John Kemeny, a producer at the National Film Board, wanted to make a documentary about Norman Bethune after reading The Scalpel, the Sword: The Story of Dr. Norman Bethune by Ted Allan and Sydney Gordon. It was filmed with a budget of $78,874. Kemeny edited the film while co-producing and co-writing it with Donald Brittain, the film's director, and it was narrated by Lister Sinclair.

The NFB was afraid of creating a film about Bethune due to his communist beliefs and affiliation with Mao Zedong, but Brittain focused on Bethune's activities and stated that "in another century he might have been a crusader or a troubadour" and that "Bethune decides to throw in with the Communist Party. However, Bethune the Marxist does not interfere with Bethune the happy wanderer".
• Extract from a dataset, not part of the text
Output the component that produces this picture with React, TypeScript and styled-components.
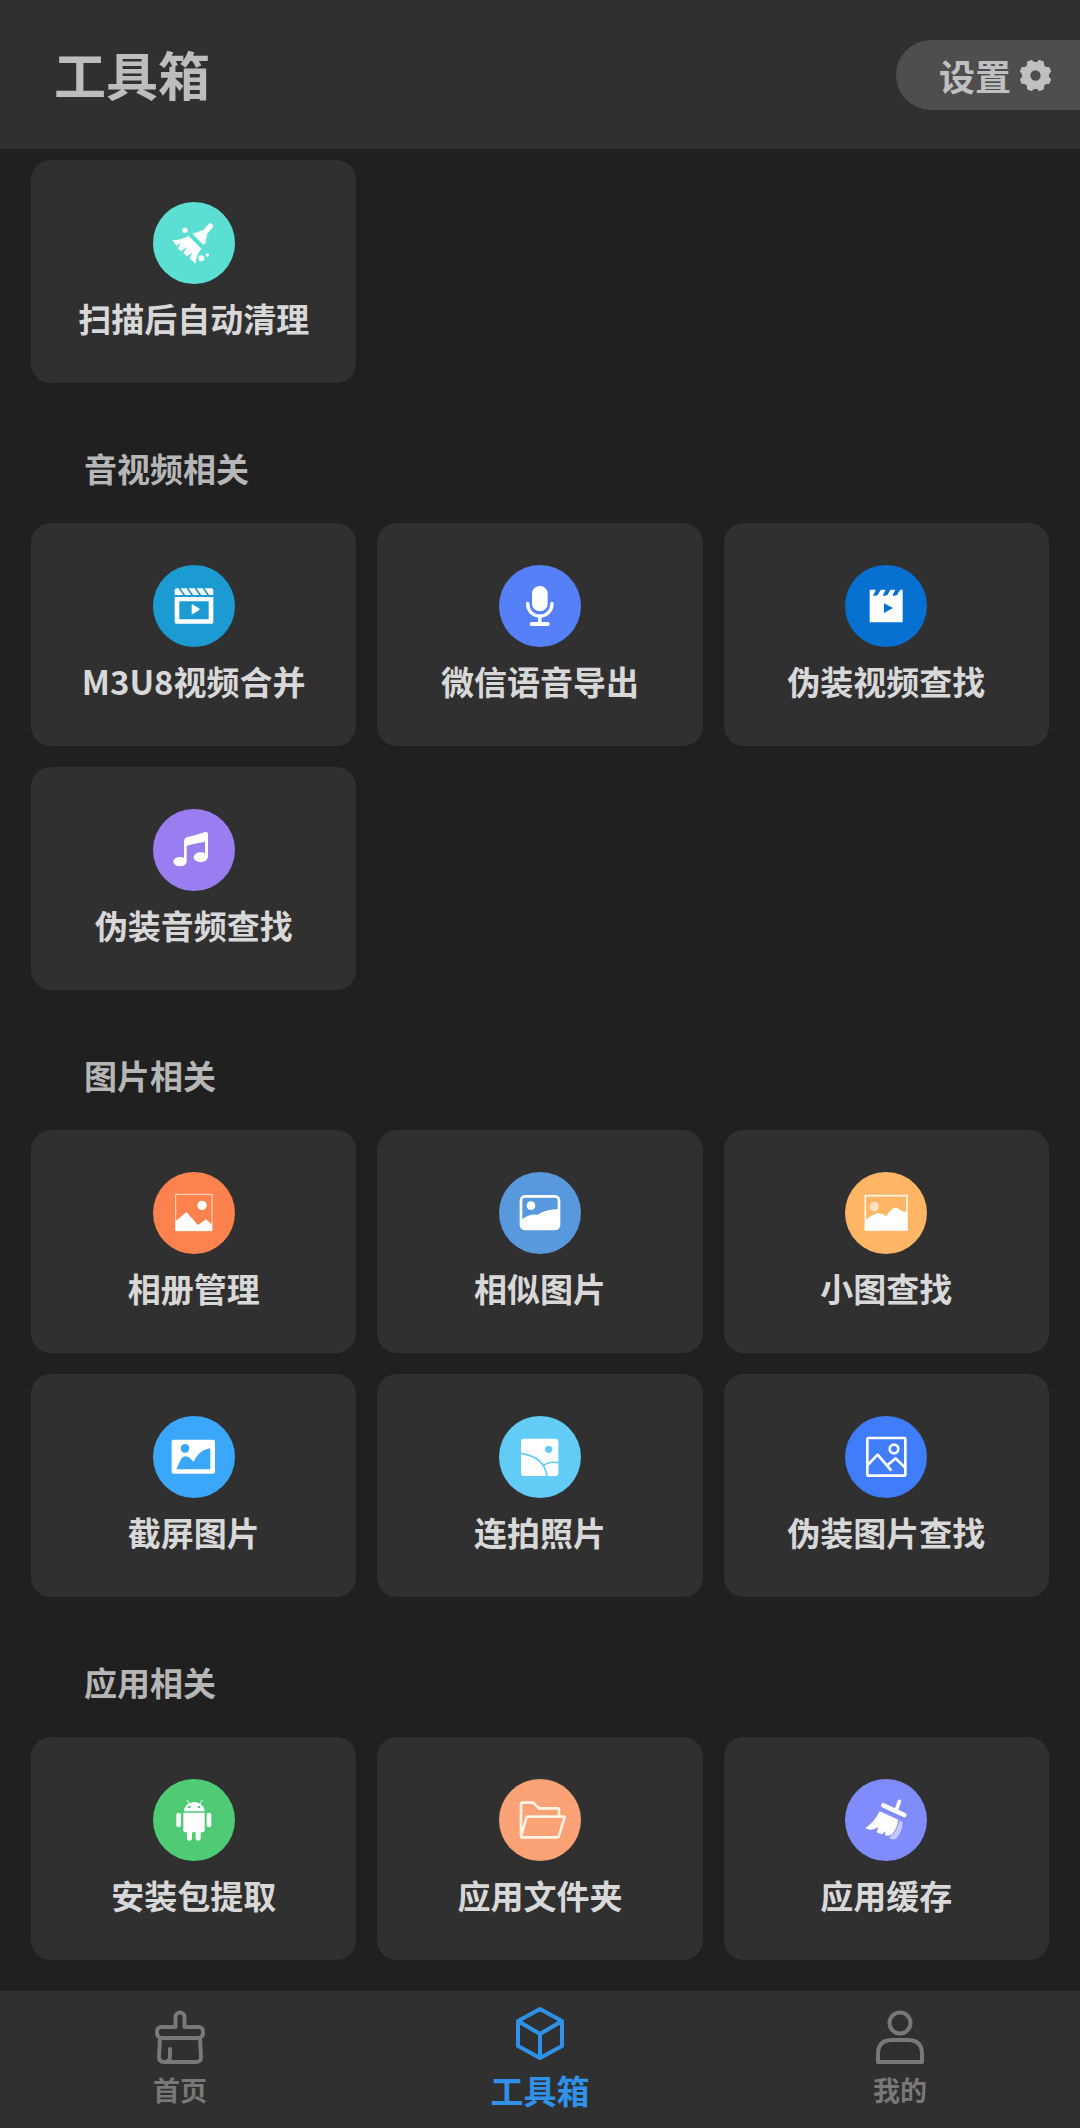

The distribution branch of the NFB believed that the film could be dubbed into Mandarin Chinese in an attempt to enter the Chinese market, which they had been unsuccessful at since 1959. Marcel Cadieux, the Under-Secretary of State for External Affairs, opposed it and Secretary of State for External Affairs Paul Martin Sr. limited film exports to China to only educational or scientific films after discussing the matter with Cadieux. Guy Roberge, the commissioner of the NFB, supported the organization's right to the distribution of its films.

==Release and reception==

The film was shown in November 1964 at the Leipzig International Festival in East Germany alongside two other NFB films, Stravinsky and Eskimo Artist: Kenojuak, when the Ministry of External Affairs attempted to block its distribution in communist countries. The film also won the highest award at the film festival resulting in every communist country, except for Albania and the Soviet Union, wanting to televise the movie. Roberge told Cadieux that the decision to screen the film in East Germany was made before the NFB was prohibited from showing the film in communist countries. He also argued that the film could not be used for propaganda by communist countries due to it focusing on Bethune's humanitarianism. However, Cadieux cited a report that a showing of non-political NFB films, including Bethune, at Moscow State University by Canadian foreign exchange students was cancelled.

The film was aired on the CBC Television anthology series Festival on 13 January 1965, and received positive reviews. The film was televised in Czechoslovakia while being available at Canadian embassies in other communist countries. Roberge informed the distribution branch to stop promoting the film in communist countries and Spain, due to Bethune support of the Republicans during the Spanish Civil War. The contract to televise the film in Poland was cancelled by the NFB.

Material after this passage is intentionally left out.